> [The exercise] Leave out the pictures, then output the lines of the records below from the first through the one containing "</InfoTable>".

── Extracted information ──

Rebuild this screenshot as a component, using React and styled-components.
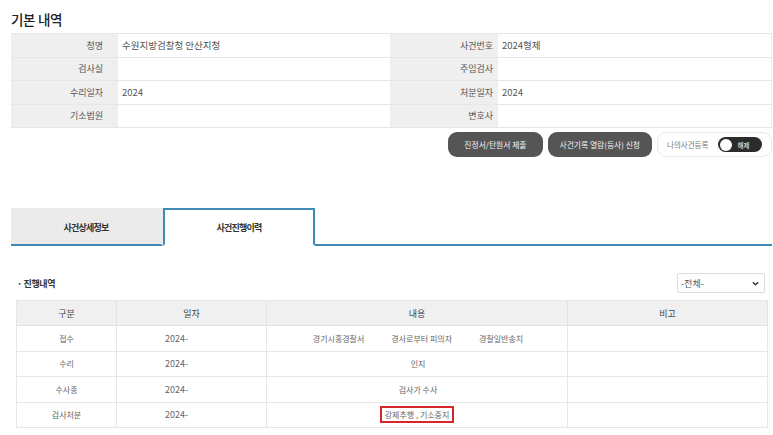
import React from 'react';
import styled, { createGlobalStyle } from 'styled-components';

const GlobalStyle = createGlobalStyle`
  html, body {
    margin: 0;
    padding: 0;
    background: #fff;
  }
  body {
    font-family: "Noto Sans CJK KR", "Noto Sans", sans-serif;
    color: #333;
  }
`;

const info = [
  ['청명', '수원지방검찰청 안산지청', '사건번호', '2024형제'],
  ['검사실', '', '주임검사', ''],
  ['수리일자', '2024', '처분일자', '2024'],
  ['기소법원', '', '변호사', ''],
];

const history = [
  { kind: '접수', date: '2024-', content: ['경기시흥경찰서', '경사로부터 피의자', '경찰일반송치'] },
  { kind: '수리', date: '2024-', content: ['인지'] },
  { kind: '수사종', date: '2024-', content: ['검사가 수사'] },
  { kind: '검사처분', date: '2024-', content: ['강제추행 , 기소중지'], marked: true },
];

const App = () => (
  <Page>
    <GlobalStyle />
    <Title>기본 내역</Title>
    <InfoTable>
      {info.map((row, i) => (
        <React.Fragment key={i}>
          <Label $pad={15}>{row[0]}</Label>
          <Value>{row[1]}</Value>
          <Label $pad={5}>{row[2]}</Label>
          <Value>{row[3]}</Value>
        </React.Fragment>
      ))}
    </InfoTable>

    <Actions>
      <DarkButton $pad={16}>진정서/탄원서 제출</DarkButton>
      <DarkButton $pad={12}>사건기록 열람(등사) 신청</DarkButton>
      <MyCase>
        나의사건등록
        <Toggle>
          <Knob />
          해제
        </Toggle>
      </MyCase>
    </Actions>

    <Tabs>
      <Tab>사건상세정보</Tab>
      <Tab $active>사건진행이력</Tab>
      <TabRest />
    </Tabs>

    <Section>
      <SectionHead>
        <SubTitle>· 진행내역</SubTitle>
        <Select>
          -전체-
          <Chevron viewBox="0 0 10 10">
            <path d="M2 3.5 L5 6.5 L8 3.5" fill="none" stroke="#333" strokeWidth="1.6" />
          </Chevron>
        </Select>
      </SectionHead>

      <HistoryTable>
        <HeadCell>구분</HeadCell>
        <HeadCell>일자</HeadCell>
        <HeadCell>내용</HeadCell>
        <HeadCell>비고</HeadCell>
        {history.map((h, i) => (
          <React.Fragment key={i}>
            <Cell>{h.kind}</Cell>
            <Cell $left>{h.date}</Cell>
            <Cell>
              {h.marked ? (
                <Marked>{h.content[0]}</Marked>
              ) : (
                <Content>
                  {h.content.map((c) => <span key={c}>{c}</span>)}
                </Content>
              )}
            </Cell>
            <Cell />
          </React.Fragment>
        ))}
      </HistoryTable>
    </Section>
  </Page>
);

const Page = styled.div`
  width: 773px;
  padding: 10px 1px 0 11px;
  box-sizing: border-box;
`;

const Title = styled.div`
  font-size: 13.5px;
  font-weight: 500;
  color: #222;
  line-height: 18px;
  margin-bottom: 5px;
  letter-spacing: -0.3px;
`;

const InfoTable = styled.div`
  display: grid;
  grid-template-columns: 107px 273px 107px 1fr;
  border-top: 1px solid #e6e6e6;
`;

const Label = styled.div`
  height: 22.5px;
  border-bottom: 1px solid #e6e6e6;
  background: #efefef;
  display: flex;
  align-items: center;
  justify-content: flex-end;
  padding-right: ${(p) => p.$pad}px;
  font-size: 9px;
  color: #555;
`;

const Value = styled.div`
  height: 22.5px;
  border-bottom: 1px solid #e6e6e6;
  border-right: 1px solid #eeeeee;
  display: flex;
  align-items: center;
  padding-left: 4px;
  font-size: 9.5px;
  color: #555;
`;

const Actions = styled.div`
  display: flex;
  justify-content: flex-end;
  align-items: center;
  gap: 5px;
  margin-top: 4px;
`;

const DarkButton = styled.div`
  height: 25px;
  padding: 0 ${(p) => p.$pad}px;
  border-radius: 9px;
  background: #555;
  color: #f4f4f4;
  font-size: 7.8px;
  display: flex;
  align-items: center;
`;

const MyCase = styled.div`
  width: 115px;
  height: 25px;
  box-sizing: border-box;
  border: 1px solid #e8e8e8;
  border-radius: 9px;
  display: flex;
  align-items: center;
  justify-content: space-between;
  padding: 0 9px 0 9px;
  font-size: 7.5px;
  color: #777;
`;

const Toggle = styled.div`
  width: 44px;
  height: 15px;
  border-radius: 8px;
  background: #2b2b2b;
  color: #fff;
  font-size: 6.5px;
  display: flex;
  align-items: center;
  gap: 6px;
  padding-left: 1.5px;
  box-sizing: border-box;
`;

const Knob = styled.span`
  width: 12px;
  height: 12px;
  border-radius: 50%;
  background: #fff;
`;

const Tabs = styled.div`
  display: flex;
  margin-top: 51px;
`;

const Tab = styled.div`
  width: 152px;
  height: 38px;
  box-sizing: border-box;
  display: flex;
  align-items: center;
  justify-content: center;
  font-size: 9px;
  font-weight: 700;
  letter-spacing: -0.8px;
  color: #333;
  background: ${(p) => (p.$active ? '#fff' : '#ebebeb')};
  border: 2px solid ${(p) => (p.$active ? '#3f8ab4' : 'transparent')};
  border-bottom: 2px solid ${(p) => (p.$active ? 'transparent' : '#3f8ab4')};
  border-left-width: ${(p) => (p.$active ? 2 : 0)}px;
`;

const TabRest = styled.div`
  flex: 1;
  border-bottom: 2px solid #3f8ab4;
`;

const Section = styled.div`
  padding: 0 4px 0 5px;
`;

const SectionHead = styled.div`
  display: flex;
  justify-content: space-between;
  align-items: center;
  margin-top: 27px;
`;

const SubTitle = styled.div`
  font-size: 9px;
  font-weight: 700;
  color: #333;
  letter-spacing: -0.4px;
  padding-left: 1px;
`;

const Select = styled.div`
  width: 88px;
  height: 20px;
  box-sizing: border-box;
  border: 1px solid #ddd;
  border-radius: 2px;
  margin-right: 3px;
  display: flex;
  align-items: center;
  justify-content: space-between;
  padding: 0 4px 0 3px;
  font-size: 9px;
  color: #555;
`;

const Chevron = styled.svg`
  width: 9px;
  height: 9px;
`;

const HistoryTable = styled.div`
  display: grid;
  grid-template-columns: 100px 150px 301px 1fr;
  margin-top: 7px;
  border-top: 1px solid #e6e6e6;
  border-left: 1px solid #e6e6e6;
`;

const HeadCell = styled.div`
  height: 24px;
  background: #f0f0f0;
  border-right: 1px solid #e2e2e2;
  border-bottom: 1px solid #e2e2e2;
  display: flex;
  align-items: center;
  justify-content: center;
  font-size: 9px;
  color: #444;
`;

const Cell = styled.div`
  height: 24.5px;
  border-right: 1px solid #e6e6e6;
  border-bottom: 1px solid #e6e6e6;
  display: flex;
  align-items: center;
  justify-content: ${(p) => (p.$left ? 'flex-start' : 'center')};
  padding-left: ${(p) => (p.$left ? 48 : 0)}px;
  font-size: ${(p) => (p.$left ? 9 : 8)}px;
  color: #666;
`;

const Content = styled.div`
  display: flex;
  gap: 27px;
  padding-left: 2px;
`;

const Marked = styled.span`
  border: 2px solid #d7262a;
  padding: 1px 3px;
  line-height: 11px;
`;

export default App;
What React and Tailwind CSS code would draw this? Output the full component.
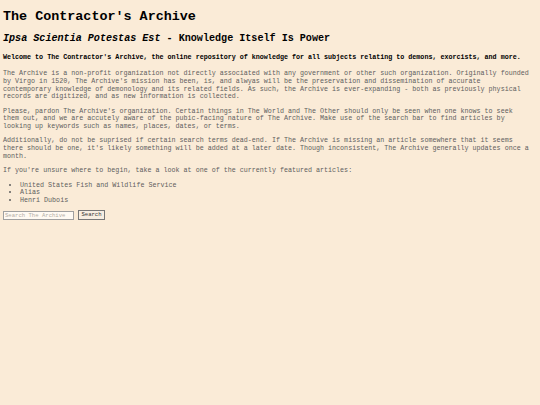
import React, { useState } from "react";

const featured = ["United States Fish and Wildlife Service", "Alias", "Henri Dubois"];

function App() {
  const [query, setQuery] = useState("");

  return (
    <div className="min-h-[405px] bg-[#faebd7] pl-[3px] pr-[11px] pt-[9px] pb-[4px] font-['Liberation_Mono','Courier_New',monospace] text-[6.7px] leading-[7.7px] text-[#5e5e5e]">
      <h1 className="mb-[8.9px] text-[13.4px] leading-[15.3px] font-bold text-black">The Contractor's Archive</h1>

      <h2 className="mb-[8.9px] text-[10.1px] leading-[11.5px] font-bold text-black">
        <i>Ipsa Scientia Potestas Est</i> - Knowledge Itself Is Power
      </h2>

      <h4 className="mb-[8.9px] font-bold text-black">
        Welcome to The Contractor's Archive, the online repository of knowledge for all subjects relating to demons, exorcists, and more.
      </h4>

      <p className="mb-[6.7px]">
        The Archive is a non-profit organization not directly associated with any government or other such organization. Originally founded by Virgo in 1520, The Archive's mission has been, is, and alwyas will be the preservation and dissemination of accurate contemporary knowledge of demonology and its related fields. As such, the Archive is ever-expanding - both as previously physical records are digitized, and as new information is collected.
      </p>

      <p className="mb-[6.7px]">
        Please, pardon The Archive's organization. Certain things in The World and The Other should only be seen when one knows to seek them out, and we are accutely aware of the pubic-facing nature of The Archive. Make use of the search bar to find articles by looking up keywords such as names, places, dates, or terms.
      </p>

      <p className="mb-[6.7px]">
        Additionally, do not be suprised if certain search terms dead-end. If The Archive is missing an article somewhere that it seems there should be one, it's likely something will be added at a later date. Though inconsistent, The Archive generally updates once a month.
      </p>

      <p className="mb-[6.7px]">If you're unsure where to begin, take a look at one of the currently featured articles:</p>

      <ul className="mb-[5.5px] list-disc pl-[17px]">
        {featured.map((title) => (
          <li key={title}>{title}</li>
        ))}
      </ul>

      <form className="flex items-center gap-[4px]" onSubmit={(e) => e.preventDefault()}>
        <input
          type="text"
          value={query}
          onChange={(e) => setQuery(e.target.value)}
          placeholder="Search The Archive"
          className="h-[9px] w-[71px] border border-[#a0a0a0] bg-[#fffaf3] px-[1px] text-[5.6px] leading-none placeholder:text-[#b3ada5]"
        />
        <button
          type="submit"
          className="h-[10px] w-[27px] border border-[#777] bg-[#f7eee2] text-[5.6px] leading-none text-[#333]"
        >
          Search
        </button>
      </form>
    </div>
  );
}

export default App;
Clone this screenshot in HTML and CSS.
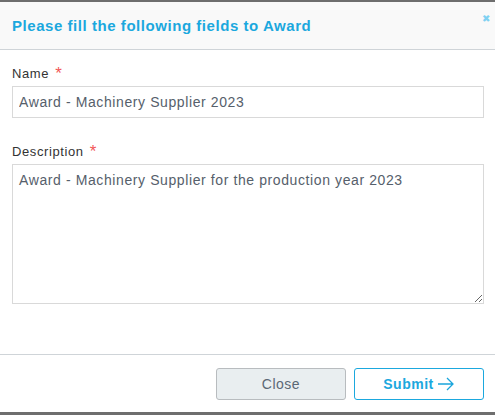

───

> [Task solution]
Rebuild this screenshot as a component, using React and styled-components.
import React from 'react';
import styled, { createGlobalStyle } from 'styled-components';

const GlobalStyle = createGlobalStyle`
  html, body {
    margin: 0;
    padding: 0;
    background: #fff;
  }
  body {
    font-family: "Noto Sans CJK KR", "Noto Sans", sans-serif;
    color: #333;
  }
`;

const info = [
  ['청명', '수원지방검찰청 안산지청', '사건번호', '2024형제'],
  ['검사실', '', '주임검사', ''],
  ['수리일자', '2024', '처분일자', '2024'],
  ['기소법원', '', '변호사', ''],
];

const history = [
  { kind: '접수', date: '2024-', content: ['경기시흥경찰서', '경사로부터 피의자', '경찰일반송치'] },
  { kind: '수리', date: '2024-', content: ['인지'] },
  { kind: '수사종', date: '2024-', content: ['검사가 수사'] },
  { kind: '검사처분', date: '2024-', content: ['강제추행 , 기소중지'], marked: true },
];

const App = () => (
  <Page>
    <GlobalStyle />
    <Title>기본 내역</Title>
    <InfoTable>
      {info.map((row, i) => (
        <React.Fragment key={i}>
          <Label $pad={15}>{row[0]}</Label>
          <Value>{row[1]}</Value>
          <Label $pad={5}>{row[2]}</Label>
          <Value>{row[3]}</Value>
        </React.Fragment>
      ))}
    </InfoTable>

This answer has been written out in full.